The open label Phase ll study will evaluate the combination of Vigil and nivolumab in advanced or metastatic NSCLC that is progressive on or after one prior platinum-based systemic therapy.
Patients who meet the study eligibility criteria will receive Vigil and nivolumab every two weeks.
The primary end point of the study is objective response rate (ORR) for the combination versus the historical ORR of single-agent nivolumab in this patient population. The study will also monitor the safety and tolerability.
Moreover, patients will be observed for tumour-specific immune response using sequential IFN?-ELISPOT (immune activation) assays to evaluate the functional response of the patient's circulating immune cells to unmodified patient-specific tumour samples, starting at baseline (pre-treatment) and sequentially after treatment.

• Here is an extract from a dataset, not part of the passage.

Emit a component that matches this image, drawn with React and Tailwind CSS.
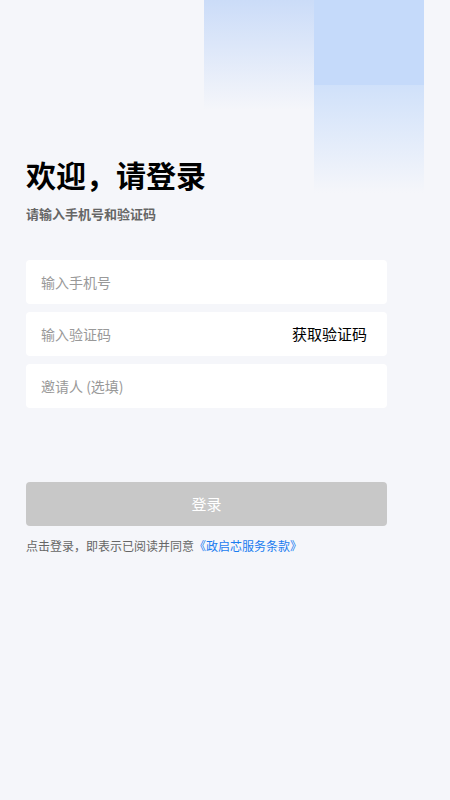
import React from 'react';

const App = () => {
    return (
        <div
            className="relative min-h-[800px] w-full overflow-hidden bg-[#f5f6fa]"
            style={{ fontFamily: '"Noto Sans CJK SC", "Noto Sans", sans-serif' }}
        >
            {/* Decoration */}
            <div className="absolute left-[204px] top-0 h-[110px] w-[110px] bg-gradient-to-b from-[#cbdcf8] to-[#f5f6fa]" />
            <div className="absolute left-[314px] top-0 flex w-[110px] flex-col">
                <div className="h-[85px] bg-[#c5dafa]" />
                <div className="h-[108px] bg-gradient-to-b from-[#d0e1fa] to-[#f5f6fa]" />
            </div>

            <main className="relative flex flex-col px-[26px] pt-[157px]">
                <h1 className="text-[30px] font-bold leading-[34px] text-black">欢迎，请登录</h1>
                <p className="mt-[14px] text-[13px] font-bold leading-[18px] text-[#666666]">请输入手机号和验证码</p>

                <div className="mt-[37px] flex w-[361px] flex-col gap-2">
                    <div className="flex h-11 items-center rounded bg-white px-[15px]">
                        <span className="text-[14px] text-[#999999]">输入手机号</span>
                    </div>
                    <div className="flex h-11 items-center justify-between rounded bg-white pl-[15px] pr-[20px]">
                        <span className="text-[14px] text-[#999999]">输入验证码</span>
                        <span className="text-[15px] text-black">获取验证码</span>
                    </div>
                    <div className="flex h-11 items-center rounded bg-white px-[15px]">
                        <span className="text-[14px] text-[#999999]">邀请人 (选填)</span>
                    </div>
                </div>

                <button className="mt-[74px] flex h-11 w-[361px] items-center justify-center rounded bg-[#c8c8c8] text-[15px] text-white">
                    登录
                </button>

                <p className="mt-3 text-[12px] leading-4 text-[#666666]">
                    点击登录，即表示已阅读并同意<span className="text-[#1a7cf0]">《政启芯服务条款》</span>
                </p>
            </main>
        </div>
    );
};

export default App;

Gradalis chief medical officer John Nemunaitis said: "Our goal is to demonstrate that Vigil, when combined with a PD-1 immune checkpoint inhibitor such as Opdivo, enhances the immune response, leading to more favourable outcomes, particularly in patients expected to be less responsive to Opdivo."
The company is also conducting several other clinical targets for Vigil using its personalised immunotherapy platform in the treatment of cancer, including Ewing's sarcoma, advanced melanoma and advanced ovarian cancer.
Gradalis noted that a patient's tumour cells are engineered to bring out a systemic T-cell directed immune response when administered to the patient through intradermal injections.
By utilising the patient's own tumour as the antigen source, Vigil is designed to elicit an immune response that is both specifically targeted and largely relevant to each patient's unique tumour antigens.